→ Written task
Write out the material exactly, without any of its pictures.

━━ The records ━━

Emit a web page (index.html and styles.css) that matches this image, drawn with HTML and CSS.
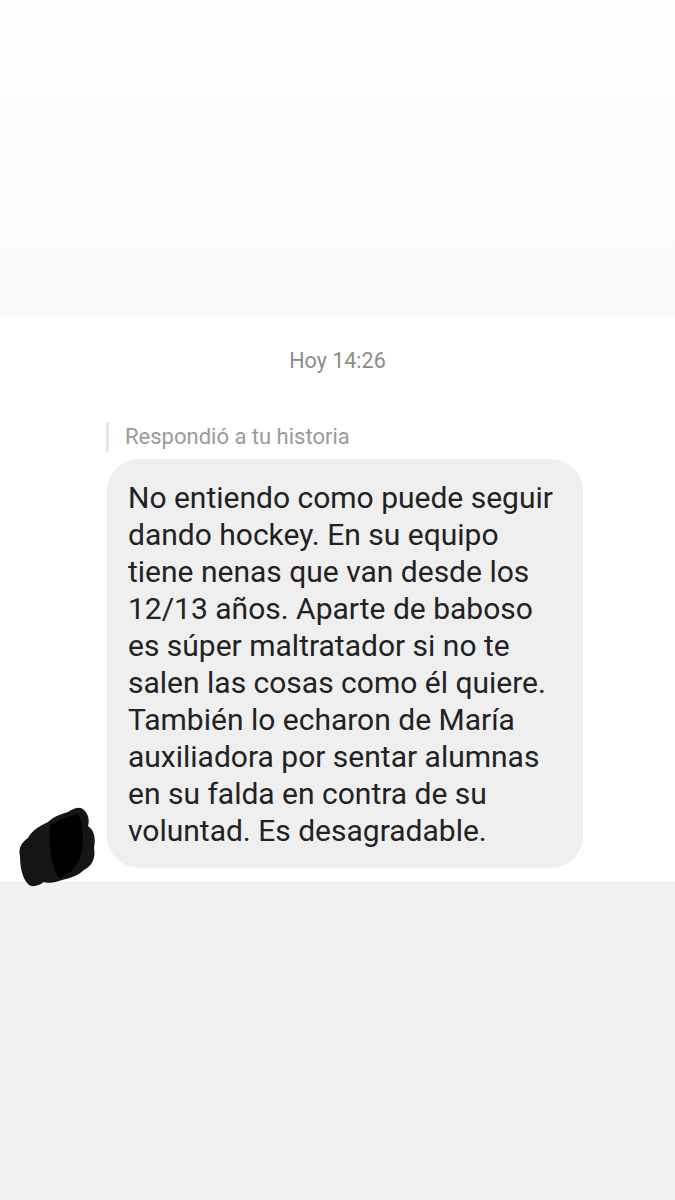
FILE: index.html
```html
<!DOCTYPE html>
<html lang="es">
<head>
<meta charset="utf-8">
<link rel="stylesheet" href="styles.css">
</head>
<body>
<div class="screen">
  <div class="top"></div>
  <div class="chat">
    <div class="stamp">Hoy 14:26</div>
    <div class="reply">Respondió a tu historia</div>
    <div class="msg-row">
      <div class="avatar">
        <svg width="80" height="86" viewBox="0 0 80 86">
          <path d="M10 36 C 14 28, 22 24, 30 20 C 36 14, 44 12, 50 10 C 56 6, 62 4, 66 8 C 70 12, 72 18, 70 24 C 76 28, 78 36, 76 46 C 78 56, 74 64, 66 68 C 60 74, 52 76, 44 78 C 38 80, 32 82, 26 80 C 20 84, 14 86, 10 82 C 4 76, 2 64, 2 54 C 0 46, 4 40, 10 36 Z" fill="#151515"/>
          <path d="M32 24 C 40 18, 50 14, 60 12 C 66 22, 66 40, 62 56 C 58 66, 50 74, 40 76 C 34 64, 30 44, 32 24 Z" fill="#000"/>
        </svg>
      </div>
      <div class="bubble">No entiendo como puede seguir<br>dando hockey. En su equipo<br>tiene nenas que van desde los<br>12/13 años. Aparte de baboso<br>es súper maltratador si no te<br>salen las cosas como él quiere.<br>También lo echaron de María<br>auxiliadora por sentar alumnas<br>en su falda en contra de su<br>voluntad. Es desagradable.</div>
    </div>
  </div>
  <div class="bottom"></div>
</div>
</body>
</html>
```

FILE: styles.css
```css
html, body {
  margin: 0;
  padding: 0;
}
body {
  font-family: Roboto, "Noto Sans", sans-serif;
  background: #f2f2f2;
}
.screen {
  width: 675px;
  height: 1200px;
  display: flex;
  flex-direction: column;
  overflow: hidden;
}
.top {
  height: 316px;
  background: linear-gradient(#fefefe, #f9f9f9);
}
.chat {
  height: 566px;
  background: #ffffff;
  display: flex;
  flex-direction: column;
}
.stamp {
  margin-top: 32px;
  text-align: center;
  font-size: 21.5px;
  line-height: 26px;
  color: #8c8c8c;
}
.reply {
  margin: 48px 0 0 106px;
  padding-left: 16px;
  border-left: 3px solid #e6e6e6;
  font-size: 22px;
  line-height: 30px;
  color: #9a9a9a;
}
.msg-row {
  margin-top: 7px;
  display: flex;
  align-items: flex-end;
}
.avatar {
  width: 80px;
  height: 86px;
  margin: 0 9px -20px 18px;
  position: relative;
  z-index: 1;
}
.avatar svg {
  display: block;
}
.bubble {
  width: 476px;
  box-sizing: border-box;
  padding: 20px 8px 19px 21px;
  background: #efefef;
  border-radius: 32px;
  font-size: 30px;
  line-height: 37px;
  color: #222222;
}
.bottom {
  flex: 1;
  background: #f2f2f2;
}
```
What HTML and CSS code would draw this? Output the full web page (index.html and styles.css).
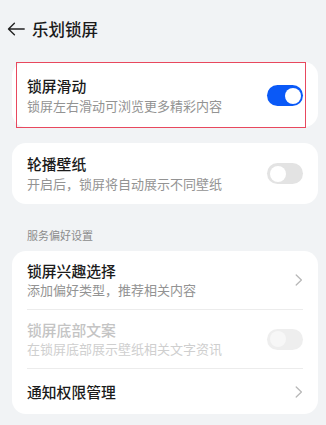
FILE: index.html
```html
<!DOCTYPE html>
<html lang="zh">
<head>
<meta charset="utf-8">
<link rel="stylesheet" href="styles.css">
</head>
<body>
<header class="header">
  <svg class="back" width="18" height="14" viewBox="0 0 18 14"><path d="M17.2 7H1.6M7.4 1.2L1.5 7l5.9 5.8" fill="none" stroke="#222" stroke-width="1.4" stroke-linecap="round" stroke-linejoin="round"/></svg>
  <h1 class="title">乐划锁屏</h1>
</header>
<main class="content">
  <section class="card highlighted">
    <div class="row">
      <div class="texts">
        <div class="row-title">锁屏滑动</div>
        <div class="row-sub">锁屏左右滑动可浏览更多精彩内容</div>
      </div>
      <span class="toggle on"></span>
    </div>
    <div class="mark"></div>
  </section>
  <section class="card">
    <div class="row">
      <div class="texts">
        <div class="row-title">轮播壁纸</div>
        <div class="row-sub">开启后，锁屏将自动展示不同壁纸</div>
      </div>
      <span class="toggle"></span>
    </div>
  </section>
  <div class="section-label">服务偏好设置</div>
  <section class="card list">
    <div class="row">
      <div class="texts">
        <div class="row-title">锁屏兴趣选择</div>
        <div class="row-sub">添加偏好类型，推荐相关内容</div>
      </div>
      <svg class="chev" width="8" height="12" viewBox="0 0 8 12"><path d="M1.2 1l5.2 5-5.2 5" fill="none" stroke="#b8b8b8" stroke-width="1.3" stroke-linecap="round" stroke-linejoin="round"/></svg>
    </div>
    <div class="divider"></div>
    <div class="row disabled">
      <div class="texts">
        <div class="row-title">锁屏底部文案</div>
        <div class="row-sub">在锁屏底部展示壁纸相关文字资讯</div>
      </div>
      <span class="toggle"></span>
    </div>
    <div class="divider"></div>
    <div class="row single">
      <div class="texts">
        <div class="row-title">通知权限管理</div>
      </div>
      <svg class="chev" width="8" height="12" viewBox="0 0 8 12"><path d="M1.2 1l5.2 5-5.2 5" fill="none" stroke="#b8b8b8" stroke-width="1.3" stroke-linecap="round" stroke-linejoin="round"/></svg>
    </div>
  </section>
</main>
</body>
</html>
```
FILE: styles.css
```css
* { box-sizing: border-box; }
html, body { margin: 0; padding: 0; }
body {
  background: #f1f3f5;
  font-family: "Noto Sans CJK SC", "Noto Sans", sans-serif;
  color: #1b1b1b;
  width: 326px;
  height: 425px;
  overflow: hidden;
}
.header {
  display: flex;
  align-items: center;
  height: 56px;
  padding: 1px 0 0 7px;
}
.back { display: block; margin-right: 7px; }
.title {
  margin: 0;
  font-size: 16.5px;
  font-weight: 500;
  line-height: 22px;
  color: #1a1a1a;
}
.content {
  padding: 6px 8px 0 12px;
}
.card {
  position: relative;
  background: #fff;
  border-radius: 14px;
  padding: 0 15px;
  margin-bottom: 16px;
}
.row {
  display: flex;
  align-items: center;
  justify-content: space-between;
  min-height: 61px;
  padding: 11px 0;
}
.highlighted .row { min-height: 65px; padding-top: 13px; }
.list .row { min-height: 58px; padding: 10px 0; }
.list .row .row-sub { line-height: 18px; }
.list .row.single { min-height: 45px; padding: 0; }
.texts { display: flex; flex-direction: column; }
.row-title {
  font-size: 14.8px;
  font-weight: 500;
  line-height: 20px;
  color: #1b1b1b;
}
.row-sub {
  font-size: 13px;
  line-height: 19px;
  color: #939393;
}
.disabled .row-title { color: #c4c4c4; }
.disabled .row-sub { color: #cfcfcf; }
.toggle {
  position: relative;
  flex: none;
  width: 36px;
  height: 21px;
  border-radius: 11px;
  background: #e3e3e3;
}
.toggle::after {
  content: "";
  position: absolute;
  top: 2.5px;
  left: 2.5px;
  width: 16px;
  height: 16px;
  border-radius: 50%;
  background: #fff;
}
.toggle.on { background: #0a59f7; }
.toggle.on::after { left: auto; right: 2.5px; }
.disabled .toggle { background: #eeeeee; }
.disabled .toggle::after { background: #f7f7f7; }
.chev { flex: none; display: block; }
.divider {
  height: 1px;
  background: #ececec;
}
.section-label {
  font-size: 11px;
  line-height: 16px;
  color: #8c8c8c;
  padding: 7px 0 0 15px;
  height: 31px;
}
.mark {
  position: absolute;
  left: 4px;
  top: 0;
  width: 290px;
  height: 66px;
  border: 1.5px solid #e8485e;
  pointer-events: none;
}
```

━━━

→ Worked answer
Emit a web page (index.html and styles.css) that matches this image, drawn with HTML and CSS.
FILE: index.html
```html
<!DOCTYPE html>
<html lang="es">
<head>
<meta charset="utf-8">
<link rel="stylesheet" href="styles.css">
</head>
<body>
<div class="screen">
  <div class="top"></div>
  <div class="chat">
    <div class="stamp">Hoy 14:26</div>
    <div class="reply">Respondió a tu historia</div>
    <div class="msg-row">
      <div class="avatar">
        <svg width="80" height="86" viewBox="0 0 80 86">
          <path d="M10 36 C 14 28, 22 24, 30 20 C 36 14, 44 12, 50 10 C 56 6, 62 4, 66 8 C 70 12, 72 18, 70 24 C 76 28, 78 36, 76 46 C 78 56, 74 64, 66 68 C 60 74, 52 76, 44 78 C 38 80, 32 82, 26 80 C 20 84, 14 86, 10 82 C 4 76, 2 64, 2 54 C 0 46, 4 40, 10 36 Z" fill="#151515"/>
          <path d="M32 24 C 40 18, 50 14, 60 12 C 66 22, 66 40, 62 56 C 58 66, 50 74, 40 76 C 34 64, 30 44, 32 24 Z" fill="#000"/>
        </svg>
      </div>
      <div class="bubble">No entiendo como puede seguir<br>dando hockey. En su equipo<br>tiene nenas que van desde los<br>12/13 años. Aparte de baboso<br>es súper maltratador si no te<br>salen las cosas como él quiere.<br>También lo echaron de María<br>auxiliadora por sentar alumnas<br>en su falda en contra de su<br>voluntad. Es desagradable.</div>
    </div>
  </div>
  <div class="bottom"></div>
</div>
</body>
</html>
```

FILE: styles.css
```css
html, body {
  margin: 0;
  padding: 0;
}
body {
  font-family: Roboto, "Noto Sans", sans-serif;
  background: #f2f2f2;
}
.screen {
  width: 675px;
  height: 1200px;
  display: flex;
  flex-direction: column;
  overflow: hidden;
}
.top {
  height: 316px;
  background: linear-gradient(#fefefe, #f9f9f9);
}
.chat {
  height: 566px;
  background: #ffffff;
  display: flex;
  flex-direction: column;
}
.stamp {
  margin-top: 32px;
  text-align: center;
  font-size: 21.5px;
  line-height: 26px;
  color: #8c8c8c;
}
.reply {
  margin: 48px 0 0 106px;
  padding-left: 16px;
  border-left: 3px solid #e6e6e6;
  font-size: 22px;
  line-height: 30px;
  color: #9a9a9a;
}
.msg-row {
  margin-top: 7px;
  display: flex;
  align-items: flex-end;
}
.avatar {
  width: 80px;
  height: 86px;
  margin: 0 9px -20px 18px;
  position: relative;
  z-index: 1;
}
.avatar svg {
  display: block;
}
.bubble {
  width: 476px;
  box-sizing: border-box;
  padding: 20px 8px 19px 21px;
  background: #efefef;
  border-radius: 32px;
  font-size: 30px;
  line-height: 37px;
  color: #222222;
}
.bottom {
  flex: 1;
  background: #f2f2f2;
}
```
What HTML and CSS code would draw this? Output the full web page (index.html and styles.css).
FILE: index.html
```html
<!DOCTYPE html>
<html lang="zh">
<head>
<meta charset="utf-8">
<link rel="stylesheet" href="styles.css">
</head>
<body>
<header class="header">
  <svg class="back" width="18" height="14" viewBox="0 0 18 14"><path d="M17.2 7H1.6M7.4 1.2L1.5 7l5.9 5.8" fill="none" stroke="#222" stroke-width="1.4" stroke-linecap="round" stroke-linejoin="round"/></svg>
  <h1 class="title">乐划锁屏</h1>
</header>
<main class="content">
  <section class="card highlighted">
    <div class="row">
      <div class="texts">
        <div class="row-title">锁屏滑动</div>
        <div class="row-sub">锁屏左右滑动可浏览更多精彩内容</div>
      </div>
      <span class="toggle on"></span>
    </div>
    <div class="mark"></div>
  </section>
  <section class="card">
    <div class="row">
      <div class="texts">
        <div class="row-title">轮播壁纸</div>
        <div class="row-sub">开启后，锁屏将自动展示不同壁纸</div>
      </div>
      <span class="toggle"></span>
    </div>
  </section>
  <div class="section-label">服务偏好设置</div>
  <section class="card list">
    <div class="row">
      <div class="texts">
        <div class="row-title">锁屏兴趣选择</div>
        <div class="row-sub">添加偏好类型，推荐相关内容</div>
      </div>
      <svg class="chev" width="8" height="12" viewBox="0 0 8 12"><path d="M1.2 1l5.2 5-5.2 5" fill="none" stroke="#b8b8b8" stroke-width="1.3" stroke-linecap="round" stroke-linejoin="round"/></svg>
    </div>
    <div class="divider"></div>
    <div class="row disabled">
      <div class="texts">
        <div class="row-title">锁屏底部文案</div>
        <div class="row-sub">在锁屏底部展示壁纸相关文字资讯</div>
      </div>
      <span class="toggle"></span>
    </div>
    <div class="divider"></div>
    <div class="row single">
      <div class="texts">
        <div class="row-title">通知权限管理</div>
      </div>
      <svg class="chev" width="8" height="12" viewBox="0 0 8 12"><path d="M1.2 1l5.2 5-5.2 5" fill="none" stroke="#b8b8b8" stroke-width="1.3" stroke-linecap="round" stroke-linejoin="round"/></svg>
    </div>
  </section>
</main>
</body>
</html>
```
FILE: styles.css
```css
* { box-sizing: border-box; }
html, body { margin: 0; padding: 0; }
body {
  background: #f1f3f5;
  font-family: "Noto Sans CJK SC", "Noto Sans", sans-serif;
  color: #1b1b1b;
  width: 326px;
  height: 425px;
  overflow: hidden;
}
.header {
  display: flex;
  align-items: center;
  height: 56px;
  padding: 1px 0 0 7px;
}
.back { display: block; margin-right: 7px; }
.title {
  margin: 0;
  font-size: 16.5px;
  font-weight: 500;
  line-height: 22px;
  color: #1a1a1a;
}
.content {
  padding: 6px 8px 0 12px;
}
.card {
  position: relative;
  background: #fff;
  border-radius: 14px;
  padding: 0 15px;
  margin-bottom: 16px;
}
.row {
  display: flex;
  align-items: center;
  justify-content: space-between;
  min-height: 61px;
  padding: 11px 0;
}
.highlighted .row { min-height: 65px; padding-top: 13px; }
.list .row { min-height: 58px; padding: 10px 0; }
.list .row .row-sub { line-height: 18px; }
.list .row.single { min-height: 45px; padding: 0; }
.texts { display: flex; flex-direction: column; }
.row-title {
  font-size: 14.8px;
  font-weight: 500;
  line-height: 20px;
  color: #1b1b1b;
}
.row-sub {
  font-size: 13px;
  line-height: 19px;
  color: #939393;
}
.disabled .row-title { color: #c4c4c4; }
.disabled .row-sub { color: #cfcfcf; }
.toggle {
  position: relative;
  flex: none;
  width: 36px;
  height: 21px;
  border-radius: 11px;
  background: #e3e3e3;
}
.toggle::after {
  content: "";
  position: absolute;
  top: 2.5px;
  left: 2.5px;
  width: 16px;
  height: 16px;
  border-radius: 50%;
  background: #fff;
}
.toggle.on { background: #0a59f7; }
.toggle.on::after { left: auto; right: 2.5px; }
.disabled .toggle { background: #eeeeee; }
.disabled .toggle::after { background: #f7f7f7; }
.chev { flex: none; display: block; }
.divider {
  height: 1px;
  background: #ececec;
}
.section-label {
  font-size: 11px;
  line-height: 16px;
  color: #8c8c8c;
  padding: 7px 0 0 15px;
  height: 31px;
}
.mark {
  position: absolute;
  left: 4px;
  top: 0;
  width: 290px;
  height: 66px;
  border: 1.5px solid #e8485e;
  pointer-events: none;
}
```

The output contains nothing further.